Case ID: ad2d_291/html/0367-01.html
Source: Caselaw Access Project
Author: {"author": "", "license": "Public Domain", "url": "https://static.case.law/"}
Date Created: 2024-08-24T03:29:51.129683

Laurisha Charles, an Infant, by Her Mother and Natural Guardian, Nicole Charles, et al., Respondents, v Betty Ball, Appellant.
    [737 NYS2d 116]
   —In an action to recover damages for personal injuries, etc., the defendant appeals, as limited by her brief, from so much of an order of the Supreme Court, Kings County (Harkavy, J.), dated March 27, 2001, as denied her motion for summary judgment dismissing the complaint.

Ordered that the order is affirmed insofar as appealed from, with costs.

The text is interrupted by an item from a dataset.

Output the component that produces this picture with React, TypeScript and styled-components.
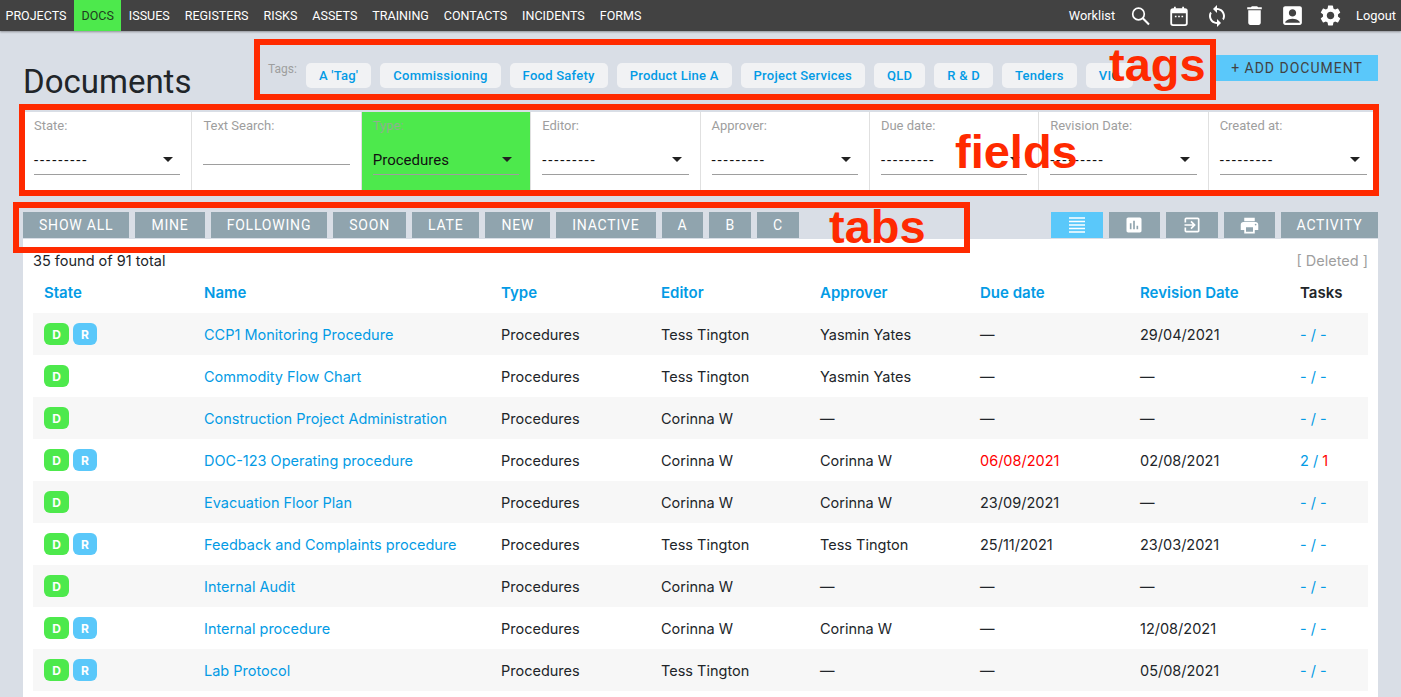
import styled, { createGlobalStyle } from "styled-components";
import {
  MdSync,
  MdDelete,
  MdAccountBox,
  MdSettings,
  MdAssessment,
  MdExitToApp,
  MdPrint,
} from "react-icons/md";

const navItems = ["PROJECTS", "DOCS", "ISSUES", "REGISTERS", "RISKS", "ASSETS", "TRAINING", "CONTACTS", "INCIDENTS", "FORMS"];
const tags = ["A 'Tag'", "Commissioning", "Food Safety", "Product Line A", "Project Services", "QLD", "R & D", "Tenders", "VIC"];
const fields = [
  { label: "State:", value: "---------" },
  { label: "Text Search:", input: true },
  { label: "Type:", value: "Procedures", active: true },
  { label: "Editor:", value: "---------" },
  { label: "Approver:", value: "---------" },
  { label: "Due date:", value: "---------" },
  { label: "Revision Date:", value: "---------" },
  { label: "Created at:", value: "---------" },
];
const tabs = ["SHOW ALL", "MINE", "FOLLOWING", "SOON", "LATE", "NEW", "INACTIVE", "A", "B", "C"];
const columns = ["State", "Name", "Type", "Editor", "Approver", "Due date", "Revision Date"];

const rows = [
  { r: true, name: "CCP1 Monitoring Procedure", editor: "Tess Tington", approver: "Yasmin Yates", due: "—", rev: "29/04/2021" },
  { r: false, name: "Commodity Flow Chart", editor: "Tess Tington", approver: "Yasmin Yates", due: "—", rev: "—" },
  { r: false, name: "Construction Project Administration", editor: "Corinna W", approver: "—", due: "—", rev: "—" },
  { r: true, name: "DOC-123 Operating procedure", editor: "Corinna W", approver: "Corinna W", due: "06/08/2021", rev: "02/08/2021", late: true, tasks: true },
  { r: false, name: "Evacuation Floor Plan", editor: "Corinna W", approver: "Corinna W", due: "23/09/2021", rev: "—" },
  { r: true, name: "Feedback and Complaints procedure", editor: "Tess Tington", approver: "Tess Tington", due: "25/11/2021", rev: "23/03/2021" },
  { r: false, name: "Internal Audit", editor: "Corinna W", approver: "—", due: "—", rev: "—" },
  { r: true, name: "Internal procedure", editor: "Corinna W", approver: "Corinna W", due: "—", rev: "12/08/2021" },
  { r: true, name: "Lab Protocol", editor: "Tess Tington", approver: "—", due: "—", rev: "05/08/2021" },
];

const SearchIcon = () => (
  <svg width="20" height="20" viewBox="0 0 20 20" fill="none" aria-hidden={true}>
    <circle cx="7.500" cy="8" r="5.800" stroke="#fff" strokeWidth="1.700" />
    <path d="M11.800 12.300L18 18.500" stroke="#fff" strokeWidth="2" />
  </svg>
);

const CalendarIcon = () => (
  <svg width="22" height="22" viewBox="0 0 24 24" fill="none" aria-hidden={true}>
    <rect x="3.500" y="4.500" width="17" height="17.500" rx="2" stroke="#fff" strokeWidth="2" />
    <path d="M3.500 6.500a2 2 0 0 1 2-2h13a2 2 0 0 1 2 2V9h-17z" fill="#fff" />
    <path d="M7.500 2v4M16.500 2v4" stroke="#fff" strokeWidth="2" />
    <path d="M7.500 12.500h1.800M11.100 12.500h1.800M14.700 12.500h1.800" stroke="#fff" strokeWidth="1.500" />
  </svg>
);

const LinesIcon = () => (
  <svg width="16" height="16" viewBox="0 0 16 16" aria-hidden={true}>
    <path d="M0 1h16M0 4.500h16M0 8h16M0 11.500h16M0 15h16" stroke="#fff" strokeWidth="1.500" />
  </svg>
);

export default function App() {
  return (
    <>
      <GlobalStyle />
      <TopBar>
        <NavList>
          {navItems.map((item) => (
            <NavItem key={item} $active={item === "DOCS"}>
              {item}
            </NavItem>
          ))}
        </NavList>
        <NavRight>
          <NavText>Worklist</NavText>
          <NavIcon><SearchIcon /></NavIcon>
          <NavIcon><CalendarIcon /></NavIcon>
          <NavIcon><MdSync size={24} /></NavIcon>
          <NavIcon><MdDelete size={25} /></NavIcon>
          <NavIcon><MdAccountBox size={25} /></NavIcon>
          <NavIcon><MdSettings size={25} /></NavIcon>
          <NavText>Logout</NavText>
        </NavRight>
      </TopBar>

      <Page>
        <TitleRow>
          <Title>Documents</Title>
          <TagArea>
            <TagsLabel>Tags:</TagsLabel>
            {tags.map((tag) => (
              <Tag key={tag}>{tag}</Tag>
            ))}
          </TagArea>
          <AddButton>+ ADD DOCUMENT</AddButton>
        </TitleRow>

        <FieldBar>
          {fields.map((field) => (
            <Field key={field.label} $active={field.active}>
              <FieldLabel $active={field.active}>{field.label}</FieldLabel>
              {field.input ? (
                <SearchLine />
              ) : (
                <SelectLine>
                  <SelectValue $empty={!field.active}>{field.value}</SelectValue>
                  <Caret />
                </SelectLine>
              )}
            </Field>
          ))}
        </FieldBar>

        <TabRow>
          {tabs.map((tab) => (
            <TabButton key={tab}>{tab}</TabButton>
          ))}
          <ViewGroup>
            <IconTab $active><LinesIcon /></IconTab>
            <IconTab><MdAssessment size={20} /></IconTab>
            <IconTab><MdExitToApp size={20} /></IconTab>
            <IconTab><MdPrint size={21} /></IconTab>
            <ActivityButton>ACTIVITY</ActivityButton>
          </ViewGroup>
        </TabRow>

        <Panel>
          <CountRow>
            <span>35 found of 91 total</span>
            <DeletedLink>[ Deleted ]</DeletedLink>
          </CountRow>
          <HeaderRow>
            {columns.map((col) => (
              <HeaderCell key={col}>{col}</HeaderCell>
            ))}
            <TasksHeader>Tasks</TasksHeader>
          </HeaderRow>
          {rows.map((row) => (
            <Row key={row.name}>
              <Badges>
                <Badge>D</Badge>
                {row.r && <Badge $blue>R</Badge>}
              </Badges>
              <NameCell>{row.name}</NameCell>
              <Cell>Procedures</Cell>
              <Cell>{row.editor}</Cell>
              <Cell>{row.approver}</Cell>
              <Cell $late={row.late}>{row.due}</Cell>
              <Cell>{row.rev}</Cell>
              <TasksCell>
                {row.tasks ? (
                  <>
                    2 / <Overdue>1</Overdue>
                  </>
                ) : (
                  "- / -"
                )}
              </TasksCell>
            </Row>
          ))}
        </Panel>
      </Page>

      <MarkBox $left={254} $top={39} $width={962} $height={61} />
      <MarkBox $left={19} $top={104} $width={1360} $height={92} />
      <MarkBox $left={13} $top={202} $width={957} $height={51} />
      <MarkText $left={1109} $top={38}>tags</MarkText>
      <MarkText $left={955} $top={125}>fields</MarkText>
      <MarkText $left={829} $top={200}>tabs</MarkText>
    </>
  );
}

const GlobalStyle = createGlobalStyle`
  html, body {
    margin: 0;
    height: 100%;
    overflow: hidden;
    background: #d9dee6;
    font-family: Inter, "Liberation Sans", sans-serif;
  }
`;

const TopBar = styled.header`
  display: flex;
  justify-content: space-between;
  height: 31px;
  background: #424242;
  box-shadow: 0 1px 2px rgba(0, 0, 0, 0.35);
`;

const NavList = styled.nav`
  display: flex;
  margin-left: -2px;
`;

const NavItem = styled.a<{ $active?: boolean }>`
  display: flex;
  align-items: center;
  padding: 0 7.5px;
  font: 400 12.500px Roboto, sans-serif;
  color: ${(p) => (p.$active ? "#1f3d1f" : "#fff")};
  background: ${(p) => (p.$active ? "#4de94c" : "transparent")};
`;

const NavRight = styled.div`
  display: flex;
  align-items: center;
  gap: 13px;
  padding-right: 5px;
  color: #fff;
`;

const NavText = styled.span`
  font: 400 12.800px Roboto, sans-serif;
`;

const NavIcon = styled.span`
  display: flex;
  width: 25px;
  justify-content: center;
`;

const Page = styled.main`
  padding: 0 23px;
`;

const TitleRow = styled.div`
  display: flex;
  height: 81px;
`;

const Title = styled.h1`
  width: 245px;
  margin: 31px 0 0;
  font: 400 33px Roboto, sans-serif;
  color: #212529;
`;

const TagArea = styled.div`
  display: flex;
  gap: 9px;
  margin-top: 32px;
  height: 25px;
`;

const TagsLabel = styled.span`
  font: 400 12px/12px Roboto, sans-serif;
  color: #9e9e9e;
`;

const Tag = styled.a`
  display: flex;
  align-items: center;
  padding: 0 13px;
  border-radius: 5px;
  background: #f1f2f4;
  color: #039be5;
  font: 500 13px Roboto, sans-serif;
  letter-spacing: 0.25px;
`;

const AddButton = styled.button`
  margin: 24px 0 0 auto;
  width: 162px;
  height: 26px;
  border: 0;
  padding: 0;
  background: #5ac8fa;
  color: #424242;
  font: 400 14px Roboto, sans-serif;
  letter-spacing: 1px;
`;

const FieldBar = styled.section`
  display: grid;
  grid-template-columns: repeat(8, 1fr);
  height: 78px;
  background: #fff;
`;

const Field = styled.div<{ $active?: boolean }>`
  padding: 7px 11px 0;
  background: ${(p) => (p.$active ? "#4de94c" : "#fff")};
  border-right: 1px solid #e0e0e0;

  &:last-child {
    border-right: 0;
  }
`;

const FieldLabel = styled.div<{ $active?: boolean }>`
  font: 400 13px/13px Roboto, sans-serif;
  color: ${(p) => (p.$active ? "#8fb08f" : "#9e9e9e")};
`;

const SelectLine = styled.div`
  display: flex;
  align-items: center;
  justify-content: space-between;
  height: 29px;
  margin-top: 13px;
  padding-right: 7px;
  border-bottom: 1px solid #9e9e9e;
`;

const SelectValue = styled.span<{ $empty?: boolean }>`
  font: 400 15px Roboto, sans-serif;
  color: #111;
  letter-spacing: ${(p) => (p.$empty ? "1.9px" : "0")};
`;

const SearchLine = styled.div`
  height: 1px;
  margin-top: 32px;
  background: #9e9e9e;
`;

const Caret = styled.i`
  width: 0;
  height: 0;
  border-left: 5px solid transparent;
  border-right: 5px solid transparent;
  border-top: 5px solid #212121;
`;

const TabRow = styled.div`
  display: flex;
  gap: 6px;
  margin-top: 22px;
  height: 26px;
`;

const TabButton = styled.button`
  height: 26px;
  border: 0;
  padding: 0 16px;
  background: #90a4ae;
  color: #fff;
  font: 400 14px Roboto, sans-serif;
  letter-spacing: 0.8px;
`;

const ActivityButton = styled(TabButton)`
  width: 97px;
  padding: 0;
`;

const ViewGroup = styled.div`
  display: flex;
  gap: 6px;
  margin-left: auto;
`;

const IconTab = styled.button<{ $active?: boolean }>`
  display: flex;
  align-items: center;
  justify-content: center;
  width: 51.500px;
  height: 26px;
  border: 0;
  padding: 0;
  background: ${(p) => (p.$active ? "#5ac8fa" : "#90a4ae")};
  color: #fff;
`;

const Panel = styled.section`
  margin-top: 1px;
  min-height: 460px;
  padding: 0 10px;
  background: #fff;
  font-size: 14.500px;
  color: #212529;
`;

const CountRow = styled.div`
  display: flex;
  justify-content: space-between;
  align-items: center;
  height: 43px;
`;

const DeletedLink = styled.span`
  color: #9e9e9e;
`;

const tableGrid = `
  display: grid;
  grid-template-columns: 160px 297px 160px 159px 160px 160px 160px 1fr;
  align-items: center;
  padding-left: 11px;
`;

const HeaderRow = styled.div`
  ${tableGrid}
  height: 31px;
  padding-bottom: 10px;
  box-sizing: border-box;
  font-size: 15px;
  font-weight: 600;
`;

const HeaderCell = styled.div`
  color: #039be5;
`;

const TasksHeader = styled.div`
  color: #212529;
`;

const Row = styled.div`
  ${tableGrid}
  height: 42px;

  &:nth-child(odd) {
    background: #f7f7f7;
  }
`;

const Badges = styled.div`
  display: flex;
  gap: 4px;
`;

const Badge = styled.span<{ $blue?: boolean }>`
  display: flex;
  align-items: center;
  justify-content: center;
  width: ${(p) => (p.$blue ? "24px" : "25px")};
  height: 22px;
  border-radius: 6px;
  background: ${(p) => (p.$blue ? "#5ac8fa" : "#4de94c")};
  color: #fff;
  font-size: 12px;
  font-weight: 700;
`;

const NameCell = styled.div`
  color: #039be5;
`;

const Cell = styled.div<{ $late?: boolean }>`
  color: ${(p) => (p.$late ? "#f00" : "#212529")};
`;

const TasksCell = styled.div`
  color: #039be5;
`;

const Overdue = styled.span`
  color: #f00;
`;

const MarkBox = styled.div<{ $left: number; $top: number; $width: number; $height: number }>`
  position: absolute;
  box-sizing: border-box;
  left: ${(p) => p.$left}px;
  top: ${(p) => p.$top}px;
  width: ${(p) => p.$width}px;
  height: ${(p) => p.$height}px;
  border: 6px solid #ff2a00;
`;

const MarkText = styled.div<{ $left: number; $top: number }>`
  position: absolute;
  left: ${(p) => p.$left}px;
  top: ${(p) => p.$top}px;
  font: 700 47px/54px "Liberation Sans", sans-serif;
  color: #ff2a00;
`;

At approximately 4:50 p.m. on July 23, 1999, the six-year-old plaintiff Laurisha Charles allegedly was injured when she attempted to cross a street and came into contact with a vehicle owned and operated by the defendant. The defendant testified at her examination before trial and stated in an affidavit that, just before the accident, she observed the infant plaintiff standing in the roadway on her right side between two parked cars, talking to someone across the street. Upon seeing the infant plaintiff, the defendant slowed down to about 10 miles per hour, but could not recall whether or not she sounded her horn. When the defendant was approximately V2 to 1 car length away, the infant plaintiff suddenly lowered her head and darted into the street, striking the front right fender of the defendant’s vehicle.

The Supreme Court properly denied the defendant’s motion for summary judgment dismissing the complaint since she failed to sustain her initial burden of demonstrating the absence of a triable issue of fact as to whether she exercised due care to avoid the accident (see, CPLR 3212 [b]; Winegrad v New York Univ. Med. Ctr., 64 NY2d 851, 853; Ruocco v Mulhall, 281 AD2d 406; Garner v Fox, 265 AD2d 525; Calico v Phillips, 63 AD2d 955; cf., Vehicle and Traffic Law § 1146; Miller v Sisters of Order of St. Dominic, 262 AD2d 373). The defendant’s failure to make such a prima facie showing required the denial of her motion, regardless of the sufficiency of the plaintiffs’ opposing papers (see, Alvarez v Prospect Hosp., 68 NY2d 320, 324; Winegrad v New York Univ. Med. Ctr., supra at 853). Altman, J.P., S. Miller, Cozier and Prudenti, JJ., concur.